Pause for a minute or two. Take out a piece of paper and a pen, or type in a few notes on your iPad. Make a list. Think about it. Hammer out 10 things you think are important to your exercise plan.

Now check your list to see if any of these words appear: doctor’s approval, preparation, motivation, accountability, assessment, measurement, goal, time, recovery, sleep, nutrition, hydration, balance, base building, endurance, strength, speed, flexibility, agility, overload, specificity, tools, partner, race, cross-training, class, solo, commitment, play, gear.

We could do this all day. But it’s up to you to choose 10 fitness training elements that work for you. Remember, you might hold in your hand a perfectly conceived plan, one that has been developed to meet your personal goal and to take you from where you are right now to where you will be when you reach that goal. But, if you do not DO it, that perfect plan is worthless.

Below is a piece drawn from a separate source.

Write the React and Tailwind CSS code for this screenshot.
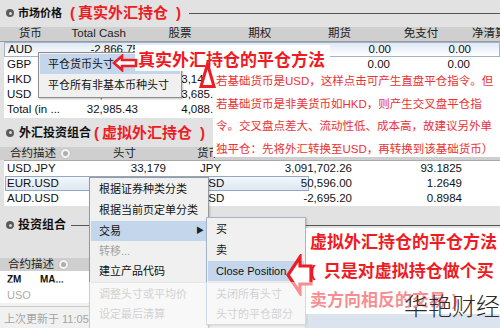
const FONT = "font-['Liberation_Sans','Noto_Sans_CJK_SC',sans-serif]";

function Dot() {
  return (
    <span className="w-[8px] h-[8px] rounded-full bg-[#5a5a5a] flex items-center justify-center shrink-0">
      <span className="w-[3px] h-[3px] rounded-full bg-[#d8d8d8]" />
    </span>
  );
}

function HeadIcon() {
  return (
    <span className="w-[9px] h-[9px] rounded-full border-[2px] border-[#f4f4f4] bg-[#adadad] ring-1 ring-[#c4c4c4] shrink-0" />
  );
}

const W1 = ["w-[58px]", "w-[79px]", "w-[88px]", "w-[76px]", "w-[88px]", "w-[80px]", "w-[80px]"];

function Row1({ cells, className = "" }) {
  return (
    <div className={"flex h-[15px] items-center text-[11.5px] text-[#111] " + className}>
      <div className={W1[0] + " pl-[3px] whitespace-nowrap overflow-hidden shrink-0"}>{cells[0]}</div>
      {cells.slice(1).map((c, i) => (
        <div key={i} className={W1[i + 1] + " pr-[3px] text-right whitespace-nowrap shrink-0"}>{c}</div>
      ))}
    </div>
  );
}

function Row2({ cells, selected }) {
  return (
    <div className="relative flex h-[15px] items-center text-[11.5px] text-[#111]">
      {selected && (
        <span className="absolute left-[1px] top-0 w-[304px] h-[15px] border border-[#93a8c2] bg-gradient-to-b from-[#f4f7fb] to-[#dde7f3]" />
      )}
      <div className="relative w-[86px] pl-[3px] shrink-0 whitespace-nowrap">{cells[0]}</div>
      <div className="relative w-[80px] pr-[4px] text-right shrink-0">{cells[1]}</div>
      <div className="relative w-[90px] pl-[30px] shrink-0">{cells[2]}</div>
      <div className="relative w-[96px] pr-[4px] text-right shrink-0">{cells[3]}</div>
      <div className="relative w-[110px] pr-[4px] text-right shrink-0">{cells[4]}</div>
    </div>
  );
}

function MenuItem({ children, h = "h-[20px]", hl, disabled, arrow }) {
  return (
    <div
      className={
        "relative flex items-center pl-[8px] text-[11px] whitespace-nowrap " +
        h +
        (hl ? " bg-[#c4d6ec]" : "") +
        (disabled ? " text-[#a2a2a2]" : " text-[#111]")
      }
    >
      {children}
      {arrow && <span className="absolute right-[3px] text-[8px] text-[#222]">▶</span>}
    </div>
  );
}

export default function App() {
  return (
    <div className={"relative w-[500px] h-[328px] overflow-hidden bg-[#e2e2e2] " + FONT}>
      {/* Section 1 */}
      <section className="flex flex-col">
        <div className="h-[27px] flex items-center pl-[6px] pb-[1px]">
          <Dot />
          <span className="ml-[4px] text-[11px] font-bold text-[#111]">市场价格</span>
          <span className="ml-[8px] flex items-center text-[15px] font-bold text-[#ee1c24]">
            <span>(</span>
            <span className="ml-[3px]">真实外汇持仓</span>
            <span className="ml-[8px]">)</span>
          </span>
          <div className="ml-[8px] flex-1 h-px bg-[#555]" />
        </div>
        <div className="h-[15px] flex items-center bg-[#cfcfcf] text-[11.5px] text-[#222] border-b border-[#9a9a9a]">
          <div className="w-[62px] text-center">货币</div>
          <div className="w-[79px] text-center">Total Cash</div>
          <div className="w-[88px] text-center">股票</div>
          <div className="w-[76px] text-center">期权</div>
          <div className="w-[88px] text-center">期货</div>
          <div className="w-[80px] text-center">免支付</div>
          <div className="w-[40px] pl-[12px] whitespace-nowrap">净清算</div>
        </div>
        <div className="ml-[4px] bg-white flex flex-col">
          <Row1
            className="border border-[#9fb3cc] bg-gradient-to-b from-[#dfe9f6] to-white h-[14px]"
            cells={["AUD", "-2,866.75", "4,412.00", "0.00", "0.00", "0.00", "1,545"]}
          />
          <Row1 cells={["GBP", "1,120.34", "0.00", "0.00", "0.00", "0.00", "1,120"]} />
          <Row1 cells={["HKD", "-1,858.12", "3,140.00", "0.00", "0.00", "0.00", "1,281"]} />
          <Row1 cells={["USD", "35,590.96", "3,685.00", "0.00", "0.00", "0.00", "39,275"]} />
          <Row1 className="h-[16px]" cells={["Total (in ...", "32,985.43", "4,088.52", "0.00", "0.00", "0.00", "37,073"]} />
        </div>
      </section>

      {/* Section 2 */}
      <section className="flex flex-col">
        <div className="h-[29px] flex items-end pb-[3px] pl-[6px]">
          <div className="flex items-center">
            <Dot />
            <span className="ml-[5px] text-[12px] font-bold text-[#111]">外汇投资组合</span>
            <span className="ml-[3px] flex items-center text-[15px] font-bold text-[#ee1c24]">
              <span>(</span>
              <span className="ml-[3px]">虚拟外汇持仓</span>
              <span className="ml-[8px]">)</span>
            </span>
          </div>
        </div>
        <div className="h-[13px] flex items-center bg-[#cfcfcf] text-[11.5px] text-[#222]">
          <div className="w-[90px] pl-[10px] flex items-center gap-[5px]">
            <span>合约描述</span>
            <HeadIcon />
          </div>
          <div className="w-[80px] pl-[23px]">头寸</div>
          <div className="w-[90px] pl-[27px]">货币</div>
        </div>
        <div className="ml-[4px] bg-white border-t border-[#a8a8a8] flex flex-col">
          <Row2 cells={["USD.JPY", "33,179", "JPY", "3,091,702.26", "93.1825"]} />
          <Row2 selected cells={["EUR.USD", "40,000", "USD", "50,596.00", "1.2649"]} />
          <Row2 cells={["AUD.USD", "-3,000", "USD", "-2,695.20", "0.8984"]} />
        </div>
        <div className="h-[12px]" />
      </section>

      {/* Section 3 */}
      <section className="flex flex-col">
        <div className="h-[14px] flex items-center pl-[6px]">
          <Dot />
          <span className="ml-[4px] text-[12px] font-bold text-[#111]">投资组合</span>
          <div className="ml-[5px] flex-1 h-px bg-[#555]" />
        </div>
        <div className="h-[26px]" />
        <div className="h-[13px] flex items-center bg-[#cfcfcf] text-[11.5px] text-[#222] pl-[8px] gap-[5px]">
          <span>合约描述</span>
          <HeadIcon />
        </div>
        <div className="h-[32px] bg-white flex flex-col">
          <div className="h-[16px] flex items-center text-[10px] font-bold text-[#111] pl-[7px]">
            <span className="w-[33px]">ZM</span>
            <span>MA...</span>
          </div>
          <div className="h-[16px] flex items-center text-[11px] text-[#555] pl-[7px]">USO</div>
        </div>
        <div className="h-[3px]" />
        <div className="h-[22px] flex border-t border-[#909090]">
          <div className="w-[305px] flex items-center pt-[3px] pl-[4px] text-[11px] text-[#444] whitespace-nowrap">
            上次更新于 11:05
          </div>
          <div className="flex-1 bg-[#b4c6dc]" />
        </div>
      </section>

      {/* ===== overlays ===== */}
      {/* menu 1 */}
      <div className="absolute left-[38px] top-[52px] w-[144px] h-[46px] bg-[#f0f0f0] border border-[#8e8e8e] p-[1px] shadow-[1px_1px_2px_rgba(0,0,0,0.25)]">
        <MenuItem hl>平仓货币头寸</MenuItem>
        <div className="h-[1px]" />
        <MenuItem>平仓所有非基本币种头寸</MenuItem>
      </div>

      {/* annotation A */}
      <div className="absolute left-[135px] top-[45px] w-[195px] h-[26px] bg-white flex items-center pt-[6px] pl-[3px] text-[17px] font-bold text-[#ef1a22] whitespace-nowrap">
        真实外汇持仓的平仓方法
      </div>
      <svg className="absolute left-[112px] top-[54px]" width="26" height="18" viewBox="0 0 26 18">
        <polygon points="2,9 10,2 10,6 24,6 24,12 10,12 10,16" fill="#fff" stroke="#ee1c24" strokeWidth="2.6" strokeLinejoin="miter" />
      </svg>

      {/* annotation B */}
      <div className="absolute left-[213px] top-[70px] w-[287px] h-[87px] bg-white pl-[3px] text-[11.5px] leading-[22.5px] text-[#ec3136] whitespace-nowrap overflow-hidden">
        <div>若基础货币是USD，这样点击可产生直盘平仓指令。但</div>
        <div>若基础货币是非美货币如HKD，则产生交叉盘平仓指</div>
        <div>令。交叉盘点差大、流动性低、成本高，故建议另外单</div>
        <div>独平仓：先将外汇转换至USD，再转换到该基础货币）</div>
      </div>
      <svg className="absolute left-[199px] top-[62px]" width="17" height="27" viewBox="0 0 17 27">
        <polygon points="8.5,2 15,24.5 2,24.5" fill="#fff" stroke="#ee1c24" strokeWidth="3" />
      </svg>

      {/* menu 2 */}
      <div className="absolute left-[89px] top-[177px] w-[120px] h-[160px] bg-[#f0f0f0] border border-[#9a9a9a] p-[1px] shadow-[1px_1px_2px_rgba(0,0,0,0.2)]">
        <MenuItem h="h-[21px]">根据证券种类分类</MenuItem>
        <MenuItem h="h-[21px]">根据当前页定单分类</MenuItem>
        <MenuItem hl arrow>交易</MenuItem>
        <MenuItem disabled>转移...</MenuItem>
        <MenuItem>建立产品代码</MenuItem>
        <div className="my-[1px] h-px bg-[#cdcdcd]" />
        <MenuItem disabled>调整头寸或平均价</MenuItem>
        <MenuItem disabled>设定最后清算</MenuItem>
      </div>

      {/* submenu */}
      <div className="absolute left-[206px] top-[217px] w-[100px] h-[108px] bg-[#f0f0f0] border border-[#a4b4cc] p-[1px] shadow-[1px_1px_2px_rgba(0,0,0,0.2)]">
        <MenuItem h="h-[21px]">买</MenuItem>
        <MenuItem h="h-[21px]">卖</MenuItem>
        <MenuItem hl>Close Position</MenuItem>
        <div className="my-[1px] h-px bg-[#cdcdcd]" />
        <MenuItem disabled>关闭所有头寸</MenuItem>
        <MenuItem disabled>头寸的平仓部分</MenuItem>
      </div>

      {/* annotation C */}
      <div className="absolute left-[306px] top-[228px] w-[194px] h-[86px] bg-white pl-[4px] text-[17px] font-bold leading-[29px] text-[#ef1a22] whitespace-nowrap overflow-hidden">
        <div>虚拟外汇持仓的平仓方法</div>
        <div className="flex">
          <span>(</span>
          <span className="ml-[8px]">只是对虚拟持仓做个买</span>
        </div>
        <div className="flex">
          <span>卖方向相反的交易</span>
          <span className="ml-[6px]">)</span>
        </div>
      </div>
      <svg className="absolute left-[285px] top-[254px]" width="28" height="42" viewBox="0 0 28 42">
        <polygon points="3,21 15,3 15,12 26,12 26,30 15,30 15,39" fill="#fff" stroke="#ee1c24" strokeWidth="3.2" />
      </svg>

      {/* fade band */}
      <div className="absolute left-0 top-[282px] w-[500px] h-[46px] bg-white/50" />

      {/* watermark */}
      <div className="absolute left-[404px] top-[292px] text-[24px] leading-[30px] font-light text-[#2b2b2b] whitespace-nowrap">
        华艳财经
      </div>
    </div>
  );
}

Let’s consider just two training principles that might act as reminders of what you already know, or a few good ideas to incorporate in your top 10 list.


The word balance touches upon what is mental, emotional and physical. We speak of balancing appointments, budgets, nutrition and rest just as often as we consider the balance needed to maneuver a ropes course or stand in tree pose. It is no surprise, therefore, that your fitness plan needs to be balanced.

You need long days, short days, hard days, easy days, fast days, slow days, flats, hills, intervals, that which is serious and that which is just plain fun.

Do you hear your friends rave about how hard a class might be or how completely depleted they were after a particular workout? That’s good. But not every time.

Your body needs regular practice going the distance as well. You need to teach your body to recover both within the context of a training session and before the next one. Your workouts must include the commitment to finish as well as start; to accept moderation as well as stress. As we like to say, “It’s all good.”


This brings us back to the principle of overload. For some, overload is the fun stuff; for others, sheer dread. To progress, to move forward, you need it so go ahead and embrace it.

“The Overload Principle is a basic sports fitness training concept. It means that in order to improve, athletes must continually work harder as their bodies adjust to existing workouts.”

Elizabeth Quinn (, January 2016) wrote this about overload: “Definition: The principle of overload states that a greater than normal stress or load on the body is required for training adaptation to take place. The body will adapt to this stimulus. Once the body has adapted then a different stimulus is required to continue the change. In order for a muscle (including the heart) to increase strength, it must be gradually stressed by working against a load greater than it is used to. To increase endurance, muscles must work for a longer period of time than they are used to. If this stress is removed or decreased there will be a decrease in that particular component of fitness.”

Overload is appropriate, therefore, to building strength as well as endurance. By increasing resistance and/or repetitions, the body responds with increased strength. Increase time and/or distance, the body responds with increased endurance.

Note: such increase must be done in a safe and deliberate way in order to build rather than injure. Also note that as Quinn said, the opposite, decreasing intensity, causes a loss of power or fitness.


It is already the first weekend in August. Summer vacation times come early for some and later for others, perhaps when the season has matured. Goldenrod is prolific; back-to-school specials are too. But there are still a few weeks to play the part. There is yet time to indulge in activities best enjoyed at a pace and intensity suitable to summer.

While doing so, why not anticipate the months ahead and develop a plan? You’ve made a list and pondered some of the many elements of fitness training. Take another look at that list and be sure that you have both balance and overload on it. Then get ready to take the next step, the step forward from where you are and headed in the direction of where you want to be in your fitness future.